(Available data):

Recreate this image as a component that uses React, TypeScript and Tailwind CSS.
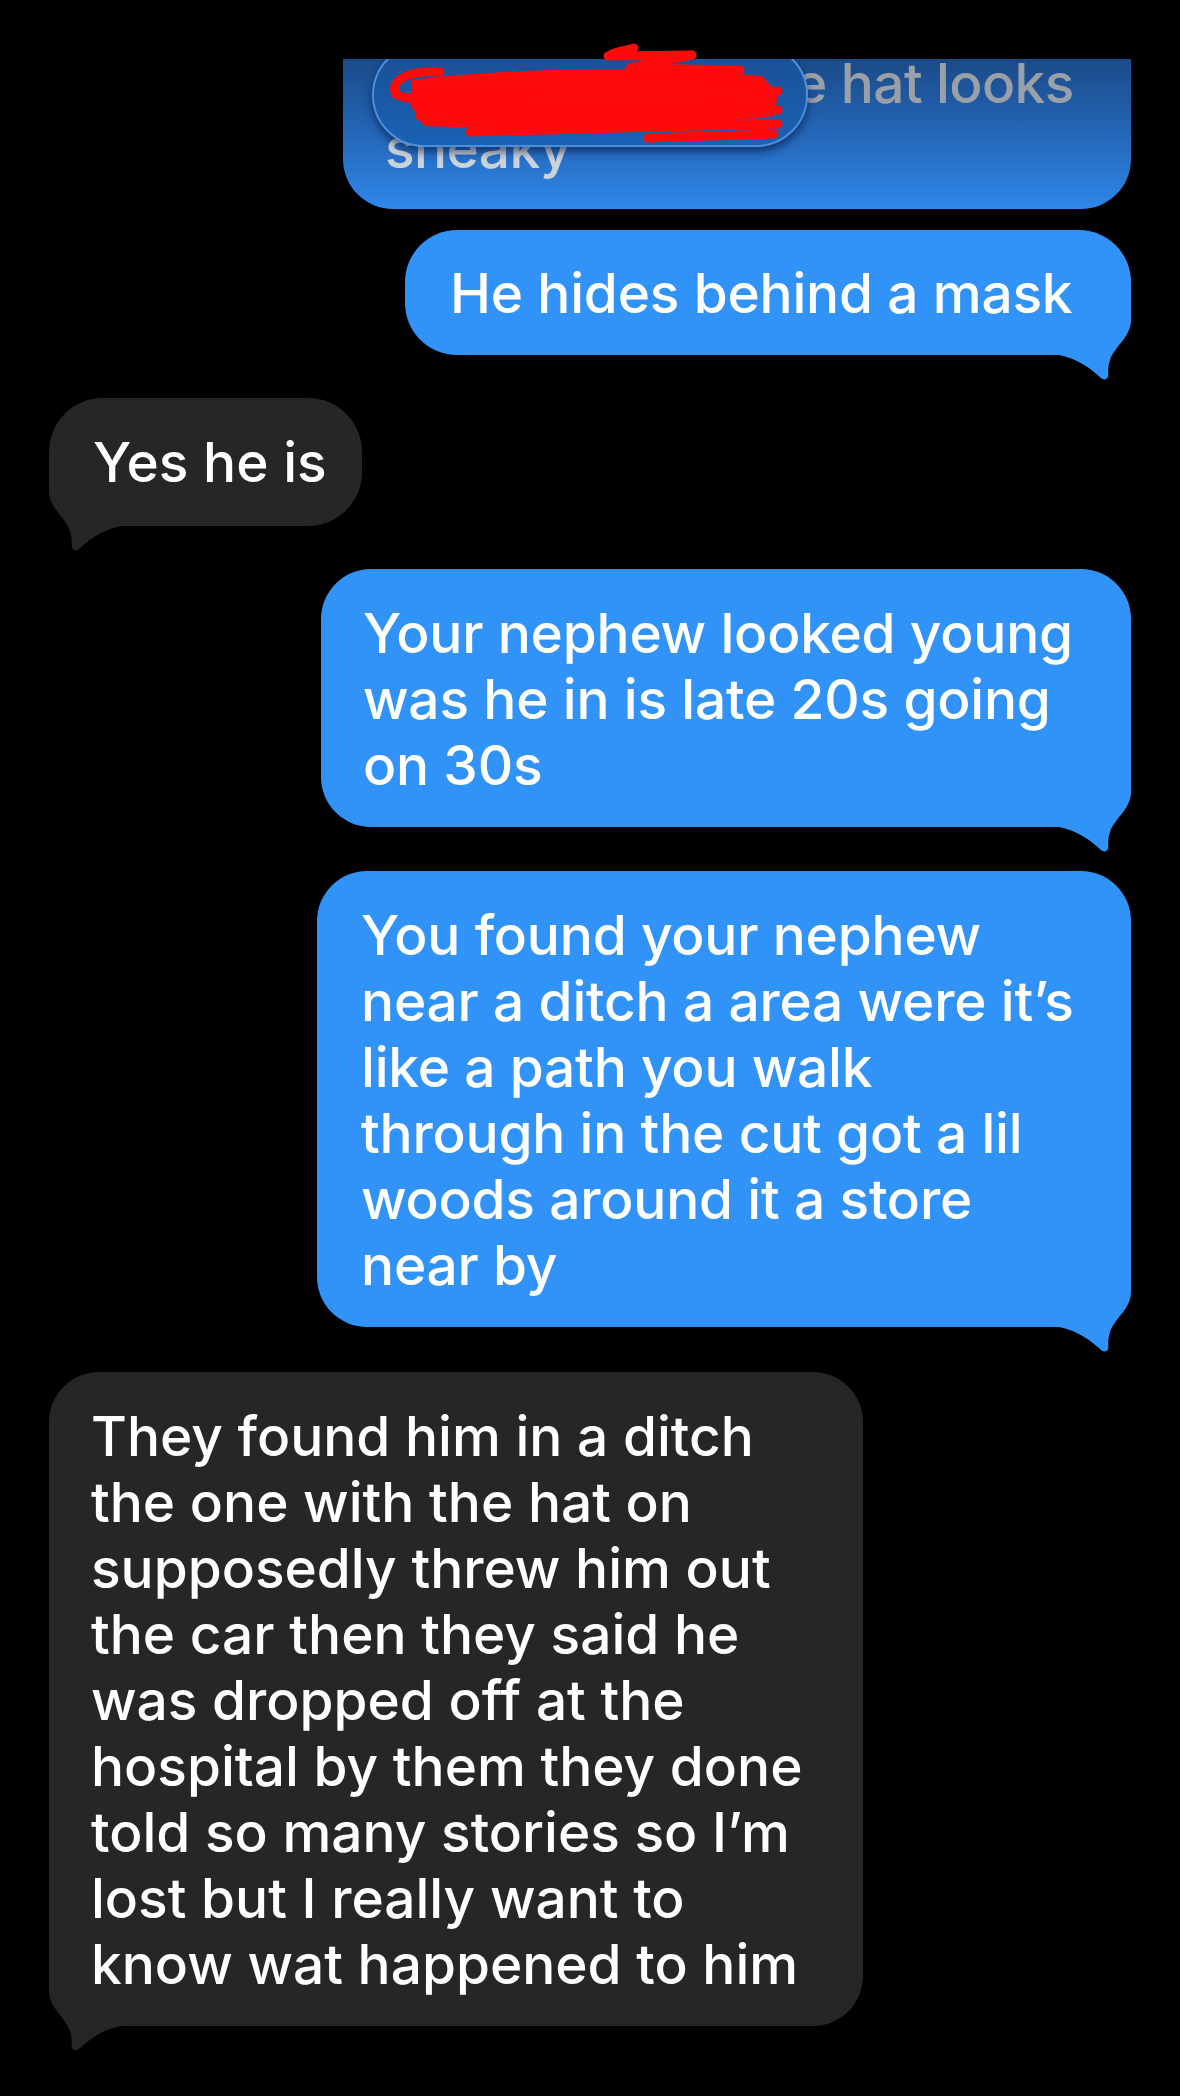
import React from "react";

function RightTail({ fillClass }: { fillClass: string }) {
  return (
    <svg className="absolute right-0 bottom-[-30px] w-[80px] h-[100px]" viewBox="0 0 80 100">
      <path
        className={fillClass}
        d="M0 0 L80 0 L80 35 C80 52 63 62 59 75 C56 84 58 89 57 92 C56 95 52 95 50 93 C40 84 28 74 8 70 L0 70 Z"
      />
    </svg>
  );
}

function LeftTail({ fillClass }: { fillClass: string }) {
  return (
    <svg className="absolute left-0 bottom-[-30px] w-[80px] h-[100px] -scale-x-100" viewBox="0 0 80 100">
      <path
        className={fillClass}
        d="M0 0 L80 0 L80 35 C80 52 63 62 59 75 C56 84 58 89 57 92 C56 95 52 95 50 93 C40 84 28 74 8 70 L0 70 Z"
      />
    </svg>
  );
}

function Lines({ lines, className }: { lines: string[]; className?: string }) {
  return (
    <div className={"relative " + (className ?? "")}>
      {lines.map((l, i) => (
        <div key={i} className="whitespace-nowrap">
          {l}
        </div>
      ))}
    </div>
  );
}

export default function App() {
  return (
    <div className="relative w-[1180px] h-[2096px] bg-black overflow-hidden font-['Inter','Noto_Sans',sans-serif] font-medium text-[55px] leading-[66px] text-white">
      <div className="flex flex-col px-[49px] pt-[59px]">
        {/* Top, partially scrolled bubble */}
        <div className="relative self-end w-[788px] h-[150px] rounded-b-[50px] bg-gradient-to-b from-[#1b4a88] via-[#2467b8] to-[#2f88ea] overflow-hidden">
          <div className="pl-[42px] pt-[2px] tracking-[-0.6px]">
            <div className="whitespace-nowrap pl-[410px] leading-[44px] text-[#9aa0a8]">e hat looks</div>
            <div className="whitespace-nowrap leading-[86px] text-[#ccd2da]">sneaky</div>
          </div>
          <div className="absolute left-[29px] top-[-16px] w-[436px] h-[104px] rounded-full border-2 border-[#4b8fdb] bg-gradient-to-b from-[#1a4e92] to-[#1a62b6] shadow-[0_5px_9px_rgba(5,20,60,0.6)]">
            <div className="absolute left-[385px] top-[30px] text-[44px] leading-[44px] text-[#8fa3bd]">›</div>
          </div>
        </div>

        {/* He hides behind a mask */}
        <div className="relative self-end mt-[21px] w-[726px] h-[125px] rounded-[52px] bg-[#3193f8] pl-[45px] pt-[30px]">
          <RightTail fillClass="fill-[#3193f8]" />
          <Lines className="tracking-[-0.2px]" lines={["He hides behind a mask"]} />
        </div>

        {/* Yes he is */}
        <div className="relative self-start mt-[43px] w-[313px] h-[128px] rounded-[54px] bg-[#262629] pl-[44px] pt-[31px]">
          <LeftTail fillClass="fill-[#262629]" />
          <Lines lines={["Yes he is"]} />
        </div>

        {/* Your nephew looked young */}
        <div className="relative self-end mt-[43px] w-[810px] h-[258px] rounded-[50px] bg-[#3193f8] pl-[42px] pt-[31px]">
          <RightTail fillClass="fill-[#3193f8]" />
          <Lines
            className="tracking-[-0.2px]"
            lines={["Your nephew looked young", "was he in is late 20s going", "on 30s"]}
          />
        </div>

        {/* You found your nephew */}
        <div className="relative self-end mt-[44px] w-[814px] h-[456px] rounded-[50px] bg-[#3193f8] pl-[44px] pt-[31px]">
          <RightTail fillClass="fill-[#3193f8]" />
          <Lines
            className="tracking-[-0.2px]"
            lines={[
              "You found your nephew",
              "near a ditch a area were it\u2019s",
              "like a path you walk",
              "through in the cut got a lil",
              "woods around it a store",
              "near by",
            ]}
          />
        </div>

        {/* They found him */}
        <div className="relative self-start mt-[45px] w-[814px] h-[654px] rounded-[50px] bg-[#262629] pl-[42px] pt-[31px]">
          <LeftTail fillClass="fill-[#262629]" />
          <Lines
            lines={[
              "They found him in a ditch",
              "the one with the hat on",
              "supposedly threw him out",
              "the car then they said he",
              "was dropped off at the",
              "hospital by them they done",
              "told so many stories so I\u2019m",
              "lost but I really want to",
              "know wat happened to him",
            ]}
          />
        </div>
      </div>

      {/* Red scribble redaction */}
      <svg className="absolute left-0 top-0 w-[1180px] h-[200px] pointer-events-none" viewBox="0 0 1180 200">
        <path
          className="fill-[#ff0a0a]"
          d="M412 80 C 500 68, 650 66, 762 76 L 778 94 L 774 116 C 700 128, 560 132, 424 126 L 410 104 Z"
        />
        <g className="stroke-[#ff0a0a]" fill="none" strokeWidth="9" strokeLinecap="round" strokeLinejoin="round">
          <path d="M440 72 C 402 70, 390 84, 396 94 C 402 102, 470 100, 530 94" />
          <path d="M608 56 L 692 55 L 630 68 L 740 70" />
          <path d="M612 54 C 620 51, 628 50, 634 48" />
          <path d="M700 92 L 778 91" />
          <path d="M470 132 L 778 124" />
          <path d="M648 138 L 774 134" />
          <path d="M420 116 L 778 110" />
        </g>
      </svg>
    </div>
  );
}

(Work to complete):
Reproduce the material in its entirety and word for word, without the pictures.

(Response):
Recreate this image as a component that uses React, TypeScript and Tailwind CSS.
import React from "react";

function RightTail({ fillClass }: { fillClass: string }) {
  return (
    <svg className="absolute right-0 bottom-[-30px] w-[80px] h-[100px]" viewBox="0 0 80 100">
      <path
        className={fillClass}
        d="M0 0 L80 0 L80 35 C80 52 63 62 59 75 C56 84 58 89 57 92 C56 95 52 95 50 93 C40 84 28 74 8 70 L0 70 Z"
      />
    </svg>
  );
}

function LeftTail({ fillClass }: { fillClass: string }) {
  return (
    <svg className="absolute left-0 bottom-[-30px] w-[80px] h-[100px] -scale-x-100" viewBox="0 0 80 100">
      <path
        className={fillClass}
        d="M0 0 L80 0 L80 35 C80 52 63 62 59 75 C56 84 58 89 57 92 C56 95 52 95 50 93 C40 84 28 74 8 70 L0 70 Z"
      />
    </svg>
  );
}

function Lines({ lines, className }: { lines: string[]; className?: string }) {
  return (
    <div className={"relative " + (className ?? "")}>
      {lines.map((l, i) => (
        <div key={i} className="whitespace-nowrap">
          {l}
        </div>
      ))}
    </div>
  );
}

export default function App() {
  return (
    <div className="relative w-[1180px] h-[2096px] bg-black overflow-hidden font-['Inter','Noto_Sans',sans-serif] font-medium text-[55px] leading-[66px] text-white">
      <div className="flex flex-col px-[49px] pt-[59px]">
        {/* Top, partially scrolled bubble */}
        <div className="relative self-end w-[788px] h-[150px] rounded-b-[50px] bg-gradient-to-b from-[#1b4a88] via-[#2467b8] to-[#2f88ea] overflow-hidden">
          <div className="pl-[42px] pt-[2px] tracking-[-0.6px]">
            <div className="whitespace-nowrap pl-[410px] leading-[44px] text-[#9aa0a8]">e hat looks</div>
            <div className="whitespace-nowrap leading-[86px] text-[#ccd2da]">sneaky</div>
          </div>
          <div className="absolute left-[29px] top-[-16px] w-[436px] h-[104px] rounded-full border-2 border-[#4b8fdb] bg-gradient-to-b from-[#1a4e92] to-[#1a62b6] shadow-[0_5px_9px_rgba(5,20,60,0.6)]">
            <div className="absolute left-[385px] top-[30px] text-[44px] leading-[44px] text-[#8fa3bd]">›</div>
          </div>
        </div>

        {/* He hides behind a mask */}
        <div className="relative self-end mt-[21px] w-[726px] h-[125px] rounded-[52px] bg-[#3193f8] pl-[45px] pt-[30px]">
          <RightTail fillClass="fill-[#3193f8]" />
          <Lines className="tracking-[-0.2px]" lines={["He hides behind a mask"]} />
        </div>

        {/* Yes he is */}
        <div className="relative self-start mt-[43px] w-[313px] h-[128px] rounded-[54px] bg-[#262629] pl-[44px] pt-[31px]">
          <LeftTail fillClass="fill-[#262629]" />
          <Lines lines={["Yes he is"]} />
        </div>

        {/* Your nephew looked young */}
        <div className="relative self-end mt-[43px] w-[810px] h-[258px] rounded-[50px] bg-[#3193f8] pl-[42px] pt-[31px]">
          <RightTail fillClass="fill-[#3193f8]" />
          <Lines
            className="tracking-[-0.2px]"
            lines={["Your nephew looked young", "was he in is late 20s going", "on 30s"]}
          />
        </div>

        {/* You found your nephew */}
        <div className="relative self-end mt-[44px] w-[814px] h-[456px] rounded-[50px] bg-[#3193f8] pl-[44px] pt-[31px]">
          <RightTail fillClass="fill-[#3193f8]" />
          <Lines
            className="tracking-[-0.2px]"
            lines={[
              "You found your nephew",
              "near a ditch a area were it\u2019s",
              "like a path you walk",
              "through in the cut got a lil",
              "woods around it a store",
              "near by",
            ]}
          />
        </div>

        {/* They found him */}
        <div className="relative self-start mt-[45px] w-[814px] h-[654px] rounded-[50px] bg-[#262629] pl-[42px] pt-[31px]">
          <LeftTail fillClass="fill-[#262629]" />
          <Lines
            lines={[
              "They found him in a ditch",
              "the one with the hat on",
              "supposedly threw him out",
              "the car then they said he",
              "was dropped off at the",
              "hospital by them they done",
              "told so many stories so I\u2019m",
              "lost but I really want to",
              "know wat happened to him",
            ]}
          />
        </div>
      </div>

      {/* Red scribble redaction */}
      <svg className="absolute left-0 top-0 w-[1180px] h-[200px] pointer-events-none" viewBox="0 0 1180 200">
        <path
          className="fill-[#ff0a0a]"
          d="M412 80 C 500 68, 650 66, 762 76 L 778 94 L 774 116 C 700 128, 560 132, 424 126 L 410 104 Z"
        />
        <g className="stroke-[#ff0a0a]" fill="none" strokeWidth="9" strokeLinecap="round" strokeLinejoin="round">
          <path d="M440 72 C 402 70, 390 84, 396 94 C 402 102, 470 100, 530 94" />
          <path d="M608 56 L 692 55 L 630 68 L 740 70" />
          <path d="M612 54 C 620 51, 628 50, 634 48" />
          <path d="M700 92 L 778 91" />
          <path d="M470 132 L 778 124" />
          <path d="M648 138 L 774 134" />
          <path d="M420 116 L 778 110" />
        </g>
      </svg>
    </div>
  );
}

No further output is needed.